Wat me bezielde? Weet ik veel, ik dééd het gewoon. Kijk, Slauerhoff is niet de eerste de beste. Schuim en as kreeg ik onder ogen toen ik zestien was, toen ik net zoveel van literatuur als van seks wist, namelijk helemaal niks. Zijn proza leefde meteen voor mij, de zinnen barstten uit hun voegen van de details uit verre oorden. Van zijn poezië begreep ik daarentegen geen snars, nu nog steeds niet, daar zal ik te dom voor zijn. In de verhalen kon ik verdwijnen. Ik kon ze om me heen slaan als een mantel en me erin warmen. Nog steeds trouwens, ook na al die jaren.
Ik herken mezelf in Slauerhoff, een deel van mezelf althans. Dat levenslange drijven in plaats van ergens voor langere tijd aan te meren. Net niet lang genoeg op één plek zijn om te zien of het huis dat je hebt gebouwd de storm die altijd komt zal overleven, om uit te vinden of het overeind blijft staan als de grond schudt. Waarom jezelf beperken tot slechts één uitzicht op het leven? Het gordijn opzij te schuiven en weer uit te kijken op dezelfde berg met dezelfde boom ervoor.

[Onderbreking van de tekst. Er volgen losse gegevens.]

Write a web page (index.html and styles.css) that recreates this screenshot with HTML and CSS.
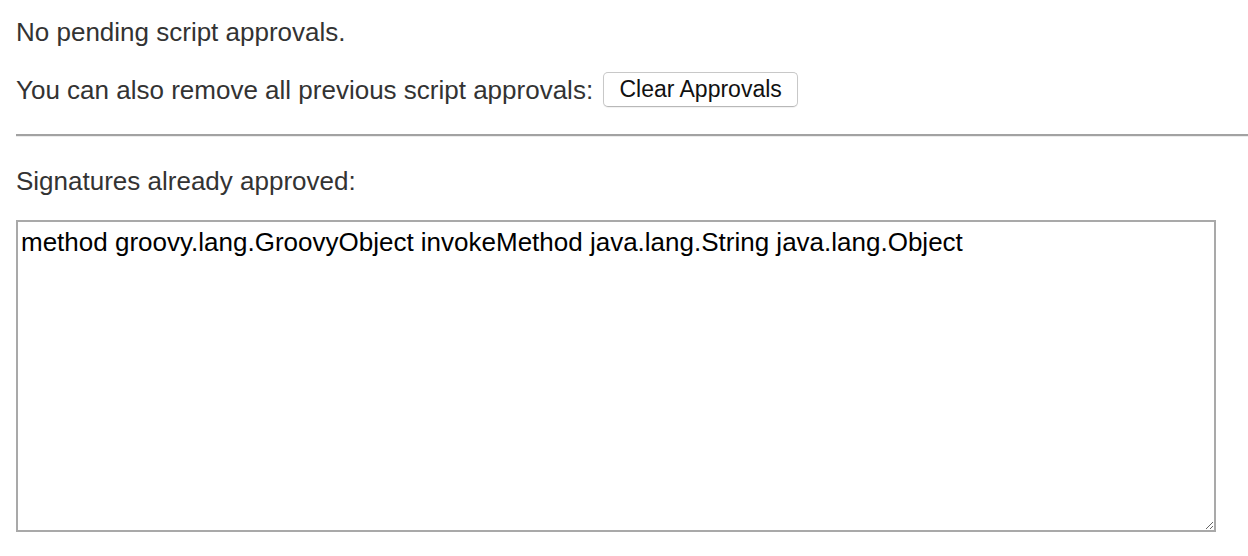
FILE: index.html
```html
<!DOCTYPE html>
<html>
<head>
<meta charset="utf-8">
<link rel="stylesheet" href="styles.css">
</head>
<body>
<div class="page">
  <p class="msg first">No pending script approvals.</p>
  <div class="msg clear-row">
    <span>You can also remove all previous script approvals:</span>
    <button class="btn" type="button">Clear Approvals</button>
  </div>
  <hr class="rule">
  <p class="msg label">Signatures already approved:</p>
  <textarea class="sigs" readonly>method groovy.lang.GroovyObject invokeMethod java.lang.String java.lang.Object</textarea>
</div>
</body>
</html>
```

FILE: styles.css
```css
html, body {
  margin: 0;
  padding: 0;
  background: #fff;
}
.page {
  padding: 17px 0 0 16px;
  font-family: "Liberation Sans", Arial, Helvetica, sans-serif;
  color: #333;
  font-size: 26px;
}
.msg {
  margin: 0;
  line-height: 30px;
}
.clear-row {
  margin-top: 25px;
  display: flex;
  align-items: center;
  gap: 10px;
  height: 35px;
}
.btn {
  font-family: "Liberation Sans", Arial, Helvetica, sans-serif;
  font-size: 23px;
  color: #111;
  background: #fff;
  border: 1px solid #c8c8c8;
  border-bottom-color: #b8b8b8;
  border-radius: 5px;
  height: 35px;
  width: 195px;
  padding: 0;
  box-shadow: 0 1px 1px rgba(0,0,0,0.06);
}
.rule {
  margin: 27px 0 0 0;
  height: 0;
  border: 0;
  border-top: 2px solid #a2a2a2;
  border-bottom: 1px solid #ececec;
}
.label {
  margin-top: 29px;
}
.sigs {
  display: block;
  margin: 24px 0 0 0;
  box-sizing: border-box;
  width: 1200px;
  height: 312px;
  border: 2px solid #a9a9a9;
  padding: 5px 2px 5px 3px;
  font-family: "Liberation Sans", Arial, Helvetica, sans-serif;
  font-size: 26px;
  line-height: 30px;
  color: #000;
  background: #fff;
  outline: none;
}
```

Zoals Slauerhoff leefde wil ook ik leven, dobberend op het schuim van de roerige golven. Maar ik durf het niet. Zo’n onzeker bestaan kan ik niet aan, de spanning slaat op mijn zenuwen. Ik ontwikkel er vreemde gewoontes door, trek mijn linkermondhoek op, knijp met mijn rechteroog. O, kon ik het maar.
In het Literatuurmuseum wordt de rijke Slauerhoff-collectie bewaard. Waaronder zijn kamerjas. Het is een prachtig exemplaar uit de Zuid-Chinese havenstad Amoy. In gedachten zie ik de dichter in de jas door zijn kajuit lopen, zie hem over zijn werktafel gebogen erin schrijven. Roerloos hangt de kamerjas in het museum achter glas. Geen zee om het stof op te schudden, geen bries om langs de zoom te snuffelen en geen lichaam om het kledingstuk te dragen.